It is essential to the success of a company’s wellness program that leadership be on board. Without leadership buy in, a wellness program will struggle. But leadership can’t just accept the concept—they also have to walk the walk. Because if leadership doesn’t participate in the program or rally around its principles, the trickle-down effect leaves employees unenthused and unlikely to participate.
However, it is understandable how wellness can sometimes take a back seat to leadership’s workplace responsibilities. Managing teams, back-to-back-meetings, and stressful workloads can put the company wellness program last on the list of priorities.

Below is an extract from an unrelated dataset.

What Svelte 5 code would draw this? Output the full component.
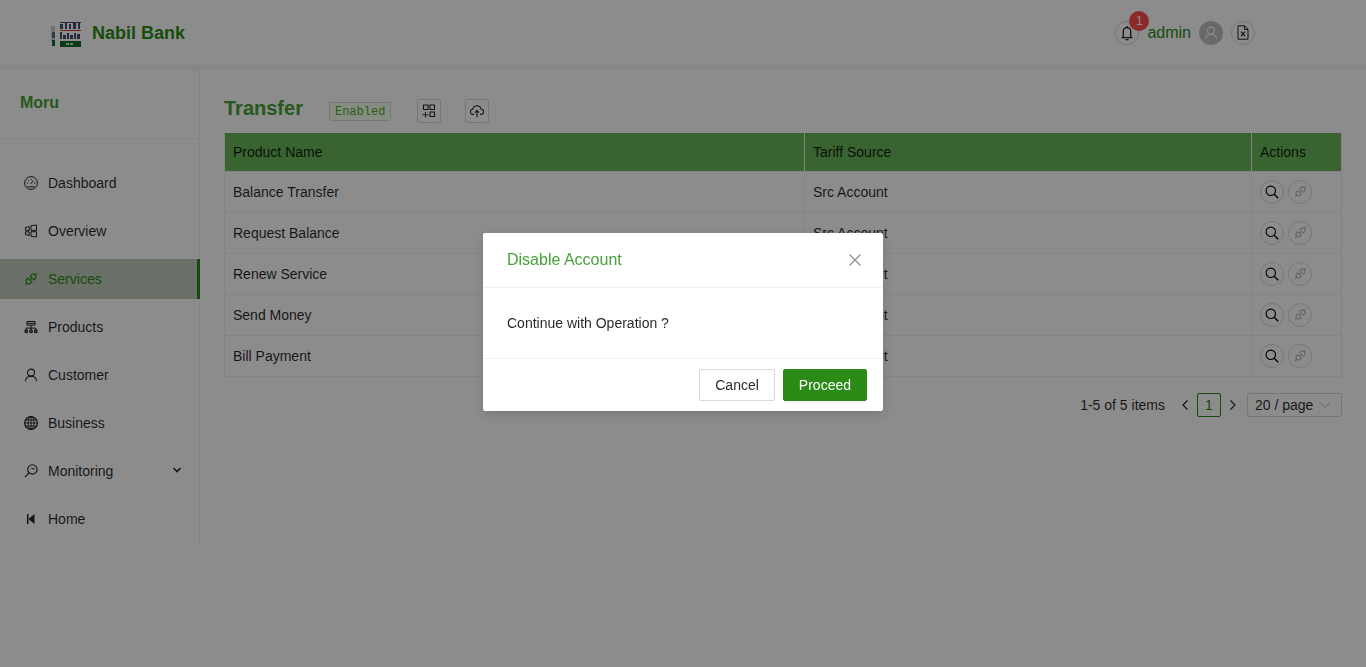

Here’s some easy ways leadership can get more involved in wellness:
1. Make it Snappy
Studies have shown that breaking up exercise into shorter sessions is just as beneficial as one longer workout—if not more. A brisk 10-minute walk three times a day is a great step toward improving well-being. Time-strapped leaders can make good use of precious time by initiating walking meetings. It not only breaks up the monotony of endless meetings, it also gets the whole team moving and sets a good example.
2. Get Competitive
Workplace wellness challenges are a fun way to get everyone engaged in the wellness program. And when a leader creates a peer challenge and invites employees and other members of leadership to participate, it raises the stakes. Most employees don’t want to look lazy and unmotivated in direct view of leadership, so they’re likely to participate. And leadership rivalry usually guarantees some friendly competition.
3. Humanize Efforts
Being in a position of power can inadvertently make leaders unapproachable to employees, which does nothing to cultivate a culture of health. Well-being is a personal journey, but it also thrives on a support network. Leaders can start by casually talking to employees about their own wellness goals—and struggles—to open up the conversation for employees to do the same. This not only creates a supportive workplace environment, but also strengthens a team’s bond. Plus, the added accountability increases the success of working toward goals.
4. Promote the Lifestyle
A leadership position comes with a level of responsibility that goes beyond workload, as employees take cues from leadership’s behavior. Leaders can promote a healthy lifestyle, including a healthy work-life balance, with the smallest of steps. Simple things like planning healthy brown-bag lunches, sharing healthy recipes via email, using allocated vacation days, and scheduling mental health days are all ways to lead by example.
Leadership’s behavior shouldn’t detract from the healthy workplace culture a company is trying to achieve—it should strengthen it. As with all things, the key is progress, not perfection. The small steps a leader can take to become actively involved in wellness can do wonders for wellness program engagement and the well-being of employees.